Billie Jean King inspired an Elton John song

Singer Elton John is a huge tennis fan and met Billie Jean King in 1973, which led to the two becoming good friends and collaborating on philanthropic projects around equal rights movements. According to Vogue UK, King went on to play for the Philadelphia Freedoms tennis team in 1974, and John came to cheer her on from the sidelines. King recalled her recruitment to the team in a 2019 interview with CBS Philly:

"I've been coming here [to Philadephia] since I was 15, I love it. I was the first person drafted in World Team Tennis and I was drafted by the Philadelphia team, but I also got to choose the name ... I loved the word freedom — I always have, even as a child. So I said 'that's easy, it's going to be' — actually I did think about 'liberty' as well — 'no, it was the Freedoms.'"

After watching her play in Philly, Elton John was inspired to write a song for King called "Philadelphia Freedom." The song topped the US Charts in 1975. Although neither King's name nor tennis are ever mentioned in the lyrics, the song is intended to express admiration for King and her commitment to gender equality in sports.

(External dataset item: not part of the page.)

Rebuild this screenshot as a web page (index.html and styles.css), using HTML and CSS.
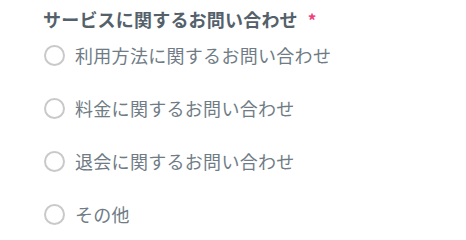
FILE: index.html
```html
<!DOCTYPE html>
<html lang="ja">
<head>
<meta charset="utf-8">
<link rel="stylesheet" href="styles.css">
</head>
<body>
<div class="field">
  <div class="label">サービスに関するお問い合わせ<span class="req">*</span></div>
  <ul class="options">
    <li class="option"><span class="radio"></span><span class="text">利用方法に関するお問い合わせ</span></li>
    <li class="option"><span class="radio"></span><span class="text">料金に関するお問い合わせ</span></li>
    <li class="option"><span class="radio"></span><span class="text">退会に関するお問い合わせ</span></li>
    <li class="option"><span class="radio"></span><span class="text">その他</span></li>
  </ul>
</div>
</body>
</html>
```
FILE: styles.css
```css
html, body {
  margin: 0;
  padding: 0;
  background: #ffffff;
}
body {
  font-family: "Noto Sans CJK JP", "Noto Sans", sans-serif;
  width: 466px;
  height: 235px;
  overflow: hidden;
}
.field {
  padding: 7px 0 0 43px;
}
.label {
  font-size: 18px;
  font-weight: bold;
  color: #55616a;
  line-height: 24px;
  letter-spacing: 0.2px;
}
.req {
  color: #f0407a;
  font-size: 17px;
  margin-left: 10px;
}
.options {
  list-style: none;
  margin: 0;
  padding: 10px 0 0 1px;
  display: flex;
  flex-direction: column;
  gap: 27px;
}
.option {
  display: flex;
  align-items: center;
  gap: 10px;
  height: 26px;
}
.radio {
  box-sizing: border-box;
  width: 21px;
  height: 21px;
  border: 2.5px solid #c9c9c9;
  border-radius: 50%;
  flex: none;
}
.text {
  font-size: 18px;
  color: #6f7c85;
  letter-spacing: 0.3px;
}
```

Billie Jean King: equal rights advocate

Billie Jean King is known internationally not only for being one of the best tennis players in the world but also as a pioneer for women and the LGBTQ population. She started out fighting for gender equality in sports and respect for women athletes — now she fights for equality for all. Once forced to hide her identity as a gay woman — something that was once seen as career-destroying — King fully embraces her true self and serves as an icon and a leader to the LGBTQ community. Her foundation, the Billie Jean King Leadership Foundation, advocates for equal pay, inclusivity, and self-expression for all and fights against discrimination based on gender, sexuality, and race. According to King's website, the organization was founded on three pillars: "Listen, Learn, and Lead."

After the release of the movie The Battle of the Sexes – based on her famous match against Bobby Riggs — in an interview with NBC News, Billie Jean King had a message for the young people of today: "It's your turn to lead and to step up. We're still fighting the same fights."